Rows from a dataset of pages and code

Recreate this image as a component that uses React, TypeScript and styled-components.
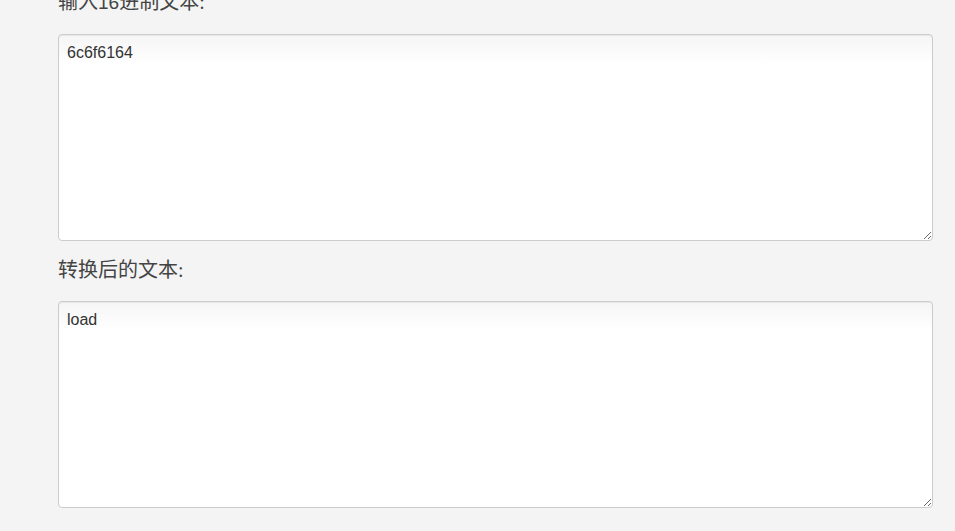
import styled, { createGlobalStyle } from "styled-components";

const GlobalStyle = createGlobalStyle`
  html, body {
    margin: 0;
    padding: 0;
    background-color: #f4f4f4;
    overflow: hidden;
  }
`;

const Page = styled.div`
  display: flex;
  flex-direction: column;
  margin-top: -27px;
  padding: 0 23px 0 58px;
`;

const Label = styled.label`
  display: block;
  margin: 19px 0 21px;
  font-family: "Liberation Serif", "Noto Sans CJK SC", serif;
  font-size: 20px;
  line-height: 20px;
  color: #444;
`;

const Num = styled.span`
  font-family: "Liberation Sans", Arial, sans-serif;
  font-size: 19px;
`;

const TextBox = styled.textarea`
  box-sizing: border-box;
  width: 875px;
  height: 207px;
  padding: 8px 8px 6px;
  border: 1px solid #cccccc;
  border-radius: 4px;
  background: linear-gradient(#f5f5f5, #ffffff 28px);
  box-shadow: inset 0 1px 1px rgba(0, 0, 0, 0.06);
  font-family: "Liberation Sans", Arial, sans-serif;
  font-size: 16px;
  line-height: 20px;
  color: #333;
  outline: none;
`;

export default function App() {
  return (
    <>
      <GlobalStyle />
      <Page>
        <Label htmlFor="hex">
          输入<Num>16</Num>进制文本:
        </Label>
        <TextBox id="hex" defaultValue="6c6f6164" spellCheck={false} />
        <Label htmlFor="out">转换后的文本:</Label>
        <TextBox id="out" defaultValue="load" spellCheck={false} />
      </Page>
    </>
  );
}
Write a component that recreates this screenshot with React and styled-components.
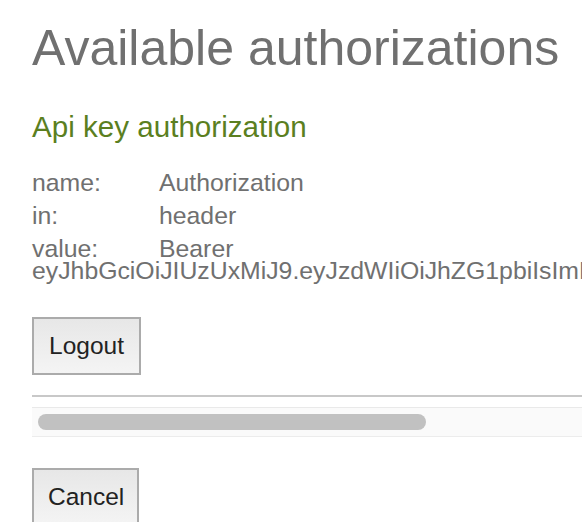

# EXERCISE:
Reproduce the entries exactly. Do not carry over any picture.

# RESULT FOR THIS EXERCISE:
Recreate this image as a component that uses React, TypeScript and styled-components.
import styled, { createGlobalStyle } from "styled-components";

const GlobalStyle = createGlobalStyle`
  html, body {
    margin: 0;
    padding: 0;
    background-color: #f4f4f4;
    overflow: hidden;
  }
`;

const Page = styled.div`
  display: flex;
  flex-direction: column;
  margin-top: -27px;
  padding: 0 23px 0 58px;
`;

const Label = styled.label`
  display: block;
  margin: 19px 0 21px;
  font-family: "Liberation Serif", "Noto Sans CJK SC", serif;
  font-size: 20px;
  line-height: 20px;
  color: #444;
`;

const Num = styled.span`
  font-family: "Liberation Sans", Arial, sans-serif;
  font-size: 19px;
`;

const TextBox = styled.textarea`
  box-sizing: border-box;
  width: 875px;
  height: 207px;
  padding: 8px 8px 6px;
  border: 1px solid #cccccc;
  border-radius: 4px;
  background: linear-gradient(#f5f5f5, #ffffff 28px);
  box-shadow: inset 0 1px 1px rgba(0, 0, 0, 0.06);
  font-family: "Liberation Sans", Arial, sans-serif;
  font-size: 16px;
  line-height: 20px;
  color: #333;
  outline: none;
`;

export default function App() {
  return (
    <>
      <GlobalStyle />
      <Page>
        <Label htmlFor="hex">
          输入<Num>16</Num>进制文本:
        </Label>
        <TextBox id="hex" defaultValue="6c6f6164" spellCheck={false} />
        <Label htmlFor="out">转换后的文本:</Label>
        <TextBox id="out" defaultValue="load" spellCheck={false} />
      </Page>
    </>
  );
}
Write a component that recreates this screenshot with React and styled-components.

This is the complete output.